The Socialist Boogie Man 21 September 2019.

When it comes to the trajectory of Socialism, critics of Bernie Sanders and Elizabeth Warren are either ignorant or liars.  Historically, Socialism is an economic system in which 1.) society, not the private individual, owns the “means of production”; 2.) planning, rather than the market, determines the production of goods; and 3.) co-operation, rather than competition, is the guiding principle.

Socialism arose as a response to what people saw as the “injustices” of Capitalism; poverty, frequent unemployment; the destruction of the old handicraft industries, awful living conditions in factory cities, and a political system that tilted hard in favor of the capitalists.  Unions and strikes were illegal; there were high property requirements to be able to vote or run for office in most places; and real power belonged to the bourgeoisie.

Early Socialism (1820s-1848) argued that a humane economy and society could be created by building co-operative factories and towns managed by the people who worked and lived in them.  Many amusing stories come from this time.  (See: phalanstery; see: Brook Farm.)

In 1848 the German intellectuals Karl Marx and Friedrich Engels published The Communist Manifesto, creating the form of Socialism later called Marxism.  Marxism argued that a) capitalist greed would lead to a few owners gobbling up all their competitors so that ownership would end in a few hands; b) capitalist greed would lead to wages being forced down to the bare survival level; c) poor people can’t buy the things they produced, so capitalist governments would fight wars to conquer new markets and destroy surplus production that they could not sell; and d) all the miserable poor people would recognize that they belonged to one class (“those who work”) and the few owners belonged to another class (“those that don’t”); and e) revolution would replace Capitalism with Socialism.  Everyone would live happily ever after.

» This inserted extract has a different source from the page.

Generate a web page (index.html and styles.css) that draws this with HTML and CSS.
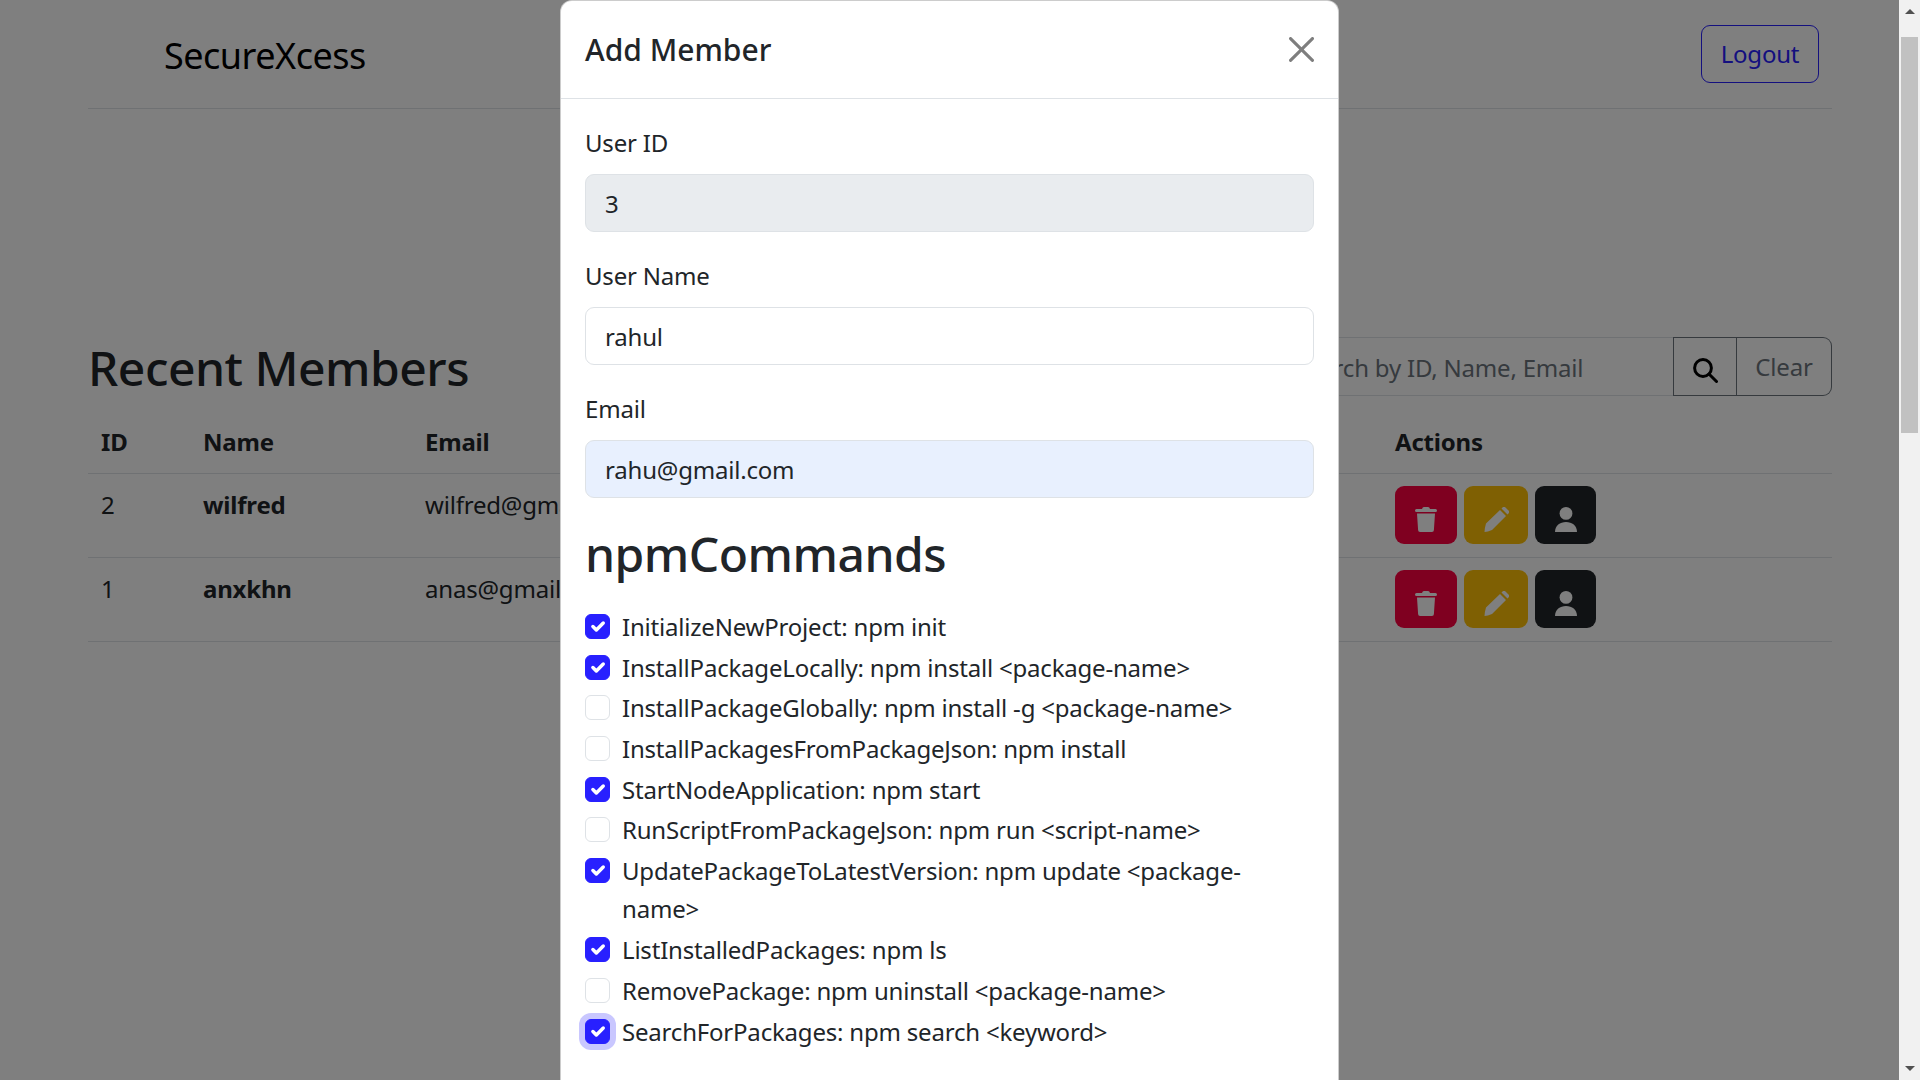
FILE: index.html
```html
<!DOCTYPE html>
<html lang="en">
<head>
    <meta charset="UTF-8">
    <meta name="viewport" content="width=device-width, initial-scale=1.0">
    <title>SecureXcess - Members</title>
    <link rel="stylesheet" href="styles.css">
</head>
<body>
    <div class="viewport">
        <div class="page">
            <nav class="navbar">
                <a class="brand" href="#">SecureXcess</a>
                <button class="btn logout-btn">Logout</button>
            </nav>

            <div class="members-header">
                <h2>Recent Members</h2>
                <div class="search-group">
                    <input type="text" class="search-input" placeholder="Search by ID, Name, Email">
                    <button class="btn search-btn">
                        <svg width="25" height="25" viewBox="0 0 25 25" fill="none" stroke="#000" stroke-width="3"><circle cx="10" cy="10" r="8.4"/><path d="M16 16l7.5 7.5" stroke-linecap="round"/></svg>
                    </button>
                    <button class="btn clear-btn">Clear</button>
                </div>
            </div>

            <table class="members-table">
                <thead>
                    <tr>
                        <th class="col-id">ID</th>
                        <th class="col-name">Name</th>
                        <th class="col-email">Email</th>
                        <th>Actions</th>
                    </tr>
                </thead>
                <tbody>
                    <tr>
                        <td>2</td>
                        <td><b>wilfred</b></td>
                        <td>wilfred@gmail.com</td>
                        <td>
                            <div class="actions">
                                <button class="icon-btn delete-btn"><svg width="22" height="25" viewBox="0 0 22 25" fill="#fff"><path d="M1.5 2H7Q7.500 0 9 0h4q1.500 0 2 2h5.500a1.500 1.500 0 0 1 0 3H1.500a1.500 1.500 0 0 1 0-3zM2 6.500h18l-1.100 16.500a2 2 0 0 1-2 2H5.100a2 2 0 0 1-2-2z"/></svg></button>
                                <button class="icon-btn edit-btn"><svg width="25" height="25" viewBox="0 0 25 25" fill="#fff"><path d="M2 16.500L16 3l6 6-14 14Q3.500 25 .5 25 .5 21.500 2 16.500zM17.500 1.500l1-1a2.200 2.200 0 0 1 3 0l3 3a2.200 2.200 0 0 1 0 3l-1 1z"/></svg></button>
                                <button class="icon-btn user-btn"><svg width="22" height="25" viewBox="0 0 22 25" fill="#fff"><circle cx="11" cy="6.400" r="6.400"/><path d="M0 25c0-6.500 5-10 11-10s11 3.500 11 10z"/></svg></button>
                            </div>
                        </td>
                    </tr>
                    <tr>
                        <td>1</td>
                        <td><b>anxkhn</b></td>
                        <td>anas@gmail.com</td>
                        <td>
                            <div class="actions">
                                <button class="icon-btn delete-btn"><svg width="22" height="25" viewBox="0 0 22 25" fill="#fff"><path d="M1.5 2H7Q7.500 0 9 0h4q1.500 0 2 2h5.500a1.500 1.500 0 0 1 0 3H1.500a1.500 1.500 0 0 1 0-3zM2 6.500h18l-1.100 16.500a2 2 0 0 1-2 2H5.100a2 2 0 0 1-2-2z"/></svg></button>
                                <button class="icon-btn edit-btn"><svg width="25" height="25" viewBox="0 0 25 25" fill="#fff"><path d="M2 16.500L16 3l6 6-14 14Q3.500 25 .5 25 .5 21.500 2 16.500zM17.500 1.500l1-1a2.200 2.200 0 0 1 3 0l3 3a2.200 2.200 0 0 1 0 3l-1 1z"/></svg></button>
                                <button class="icon-btn user-btn"><svg width="22" height="25" viewBox="0 0 22 25" fill="#fff"><circle cx="11" cy="6.400" r="6.400"/><path d="M0 25c0-6.500 5-10 11-10s11 3.500 11 10z"/></svg></button>
                            </div>
                        </td>
                    </tr>
                </tbody>
            </table>
        </div>

        <!-- Modal -->
        <div class="backdrop"></div>
        <div class="modal-content">
            <div class="modal-header">
                <h3>Add Member</h3>
                <button class="close-btn">
                    <svg width="25" height="25" viewBox="0 0 16 16" fill="#000"><path d="M.293.293a1 1 0 0 1 1.414 0L8 6.586 14.293.293a1 1 0 1 1 1.414 1.414L9.414 8l6.293 6.293a1 1 0 0 1-1.414 1.414L8 9.414l-6.293 6.293a1 1 0 0 1-1.414-1.414L6.586 8 .293 1.707a1 1 0 0 1 0-1.414z"/></svg>
                </button>
            </div>
            <form class="modal-body">
                <div class="form-group">
                    <label for="user-id">User ID</label>
                    <input type="text" id="user-id" class="form-control readonly" value="3" readonly>
                </div>
                <div class="form-group">
                    <label for="user-name">User Name</label>
                    <input type="text" id="user-name" class="form-control" value="rahul">
                </div>
                <div class="form-group">
                    <label for="email">Email</label>
                    <input type="email" id="email" class="form-control autofilled" value="rahu@gmail.com">
                </div>
                <h2 class="commands-title">npmCommands</h2>
                <div class="form-check"><input type="checkbox" id="c1" checked><label for="c1">InitializeNewProject: npm init</label></div>
                <div class="form-check"><input type="checkbox" id="c2" checked><label for="c2">InstallPackageLocally: npm install &lt;package-name&gt;</label></div>
                <div class="form-check"><input type="checkbox" id="c3"><label for="c3">InstallPackageGlobally: npm install -g &lt;package-name&gt;</label></div>
                <div class="form-check"><input type="checkbox" id="c4"><label for="c4">InstallPackagesFromPackageJson: npm install</label></div>
                <div class="form-check"><input type="checkbox" id="c5" checked><label for="c5">StartNodeApplication: npm start</label></div>
                <div class="form-check"><input type="checkbox" id="c6"><label for="c6">RunScriptFromPackageJson: npm run &lt;script-name&gt;</label></div>
                <div class="form-check"><input type="checkbox" id="c7" checked><label for="c7">UpdatePackageToLatestVersion: npm update &lt;package-name&gt;</label></div>
                <div class="form-check"><input type="checkbox" id="c8" checked><label for="c8">ListInstalledPackages: npm ls</label></div>
                <div class="form-check"><input type="checkbox" id="c9"><label for="c9">RemovePackage: npm uninstall &lt;package-name&gt;</label></div>
                <div class="form-check"><input type="checkbox" id="c10" class="focused" checked><label for="c10">SearchForPackages: npm search &lt;keyword&gt;</label></div>
            </form>
        </div>
    </div>

    <div class="scrollbar">
        <div class="arrow-up"></div>
        <div class="thumb"></div>
        <div class="arrow-down"></div>
    </div>
</body>
</html>
```

FILE: styles.css
```css
* {
    box-sizing: border-box;
}
body {
    font-family: "Noto Sans", sans-serif;
    font-size: 24px;
    line-height: 1.6;
    letter-spacing: -0.2px;
    color: #212529;
    margin: 0;
    height: 100vh;
    display: flex;
    overflow: hidden;
    background: #fff;
}
button, input {
    font-family: inherit;
    letter-spacing: inherit;
}
.viewport {
    position: relative;
    flex: 1;
    overflow: hidden;
}
.page {
    padding: 0 67px 0 88px;
}
.navbar {
    display: flex;
    justify-content: space-between;
    align-items: center;
    height: 109px;
    padding: 0 13px 0 76px;
    border-bottom: 1px solid #dee2e6;
}
.brand {
    margin-top: 4px;
    font-size: 36px;
    letter-spacing: -0.5px;
    color: #000;
    text-decoration: none;
}
.btn {
    font-size: 24px;
    line-height: 1.5;
    background: transparent;
    border-radius: 9px;
    cursor: pointer;
}
.logout-btn {
    height: 58px;
    width: 118px;
    padding: 0;
    color: #2820ff;
    border: 1px solid #2820ff;
}
.members-header {
    display: flex;
    justify-content: space-between;
    align-items: center;
    margin-top: 228px;
}
.members-header h2 {
    margin: 0;
    padding-top: 2px;
    font-size: 48px;
    font-weight: 500;
    line-height: 1.2;
    letter-spacing: -0.5px;
}
.search-group {
    display: flex;
    height: 59px;
}
.search-input {
    width: 398px;
    padding: 2px 18px 0;
    font-size: 24px;
    border: 1px solid #dee2e6;
    border-right: none;
    border-radius: 9px 0 0 9px;
}
.search-input::placeholder {
    color: #6c757d;
}
.search-btn {
    width: 64px;
    padding: 8px 0 0;
    border: 1px solid #6c757d;
    border-radius: 0;
    display: flex;
    justify-content: center;
    align-items: center;
}
.clear-btn {
    width: 95px;
    padding: 0;
    color: #6c757d;
    border: 1px solid #6c757d;
    border-left: none;
    border-radius: 0 9px 9px 0;
}
.members-table {
    width: 100%;
    margin-top: 14px;
    border-collapse: collapse;
    table-layout: fixed;
}
.members-table th {
    text-align: left;
    font-weight: 700;
    padding: 12px;
    border-bottom: 1px solid #dee2e6;
}
.members-table td {
    vertical-align: top;
    padding: 12px 12px 13px;
    border-bottom: 1px solid #dee2e6;
}
.members-table tr > :first-child {
    padding-left: 13px;
}
.col-id {
    width: 103px;
}
.col-name {
    width: 222px;
}
.col-email {
    width: 970px;
}
.actions {
    display: flex;
    gap: 7px;
}
.icon-btn {
    height: 58px;
    width: 62px;
    padding: 9px 0 0;
    border: none;
    border-radius: 9px;
    display: flex;
    justify-content: center;
    align-items: center;
    cursor: pointer;
}
.delete-btn {
    background: #ff0040;
}
.edit-btn {
    background: #ffc107;
    width: 64px;
}
.user-btn {
    background: #212529;
    width: 61px;
}
.backdrop {
    position: absolute;
    inset: 0;
    background: rgba(0, 0, 0, 0.5);
}
.modal-content {
    position: absolute;
    top: 0;
    left: 560px;
    width: 779px;
    background: #fff;
    border: 1px solid rgba(0, 0, 0, 0.2);
    border-radius: 12px;
}
.modal-header {
    display: flex;
    justify-content: space-between;
    align-items: center;
    height: 98px;
    padding: 0 24px;
    border-bottom: 1px solid #dee2e6;
}
.modal-header h3 {
    margin: 0;
    font-size: 30px;
    font-weight: 500;
    line-height: 1.5;
    letter-spacing: 0;
}
.close-btn {
    background: none;
    border: none;
    padding: 0;
    display: flex;
    opacity: 0.5;
    cursor: pointer;
}
.modal-body {
    padding: 25px 24px 100px;
}
.form-group {
    margin-bottom: 24.6px;
}
.form-group label {
    display: block;
    margin-bottom: 12px;
}
.form-control {
    display: block;
    width: 100%;
    height: 58px;
    padding: 0 19px;
    font-size: 24px;
    color: #212529;
    border: 1px solid #dee2e6;
    border-radius: 9px;
}
.readonly {
    background: #e9ecef;
}
.autofilled {
    background: #e8f0fe;
}
.commands-title {
    margin: 0 0 25px;
    padding-top: 2.4px;
    font-size: 48px;
    font-weight: 500;
    line-height: 1.2;
    letter-spacing: -0.5px;
}
.form-check {
    display: flex;
    gap: 12px;
    margin-bottom: 2.3px;
}
.form-check input {
    appearance: none;
    flex: none;
    width: 25px;
    height: 25px;
    margin: 6px 0 0;
    background: #fff;
    border: 1px solid #dee2e6;
    border-radius: 6px;
}
.form-check input:checked {
    background: #2820ff url("data:image/svg+xml,%3csvg xmlns='http://www.w3.org/2000/svg' viewBox='0 0 20 20'%3e%3cpath fill='none' stroke='%23fff' stroke-linecap='round' stroke-linejoin='round' stroke-width='3' d='m6 10 3 3 6-6'/%3e%3c/svg%3e") center / 100% no-repeat;
    border-color: #2820ff;
}
.form-check input.focused {
    box-shadow: 0 0 0 6px rgba(40, 32, 255, 0.25);
}
.scrollbar {
    flex: none;
    width: 21px;
    height: 100%;
    background: #f1f1f1;
    display: flex;
    flex-direction: column;
    align-items: center;
    position: relative;
}
.thumb {
    width: 17px;
    height: 396px;
    background: #c1c1c1;
    margin-top: 37px;
}
.arrow-up, .arrow-down {
    position: absolute;
    width: 0;
    height: 0;
    border-left: 5px solid transparent;
    border-right: 5px solid transparent;
}
.arrow-up {
    top: 9px;
    border-bottom: 5px solid #505050;
}
.arrow-down {
    bottom: 9px;
    border-top: 5px solid #505050;
}
```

Marxian Socialism became the dominant movement in Socialism after 1848.  However, capitalism began evolving: unions were legalized, wages and living standards rose, governments created social insurance systems, and the bourgeoisie accepted political democracy.  In the early 20th Century, Marxism split into two opposing groups.  Reformist or Democratic Socialists said that Marx’s predictions hadn’t worked out, that revolution had to give way to participating in democratic politics, and that politics required a willingness to bargain with the other classes.  In contrast, Communists said that to achieve Socialism it would take a small group of professional revolutionaries to organize “the masses” and then to lead a continuing revolution.

In practice, Communism turned out to represent “prison camps, overalls, and a damned long march to nowhere.”  Communism is what contemporary American conservatives describe as “Socialism.”

In fact, the British Labour Party, the French Socialist Party, and the German Social Democratic Party have never been anything but guardians of political democracy.  They have never tried to create a monopoly on political power and they have never failed to yield power when they lost a democratic election.  Sanders and Warren clearly fall within this tradition.

Fight them on the real and many failings of Socialism, but don’t scare-monger and lie.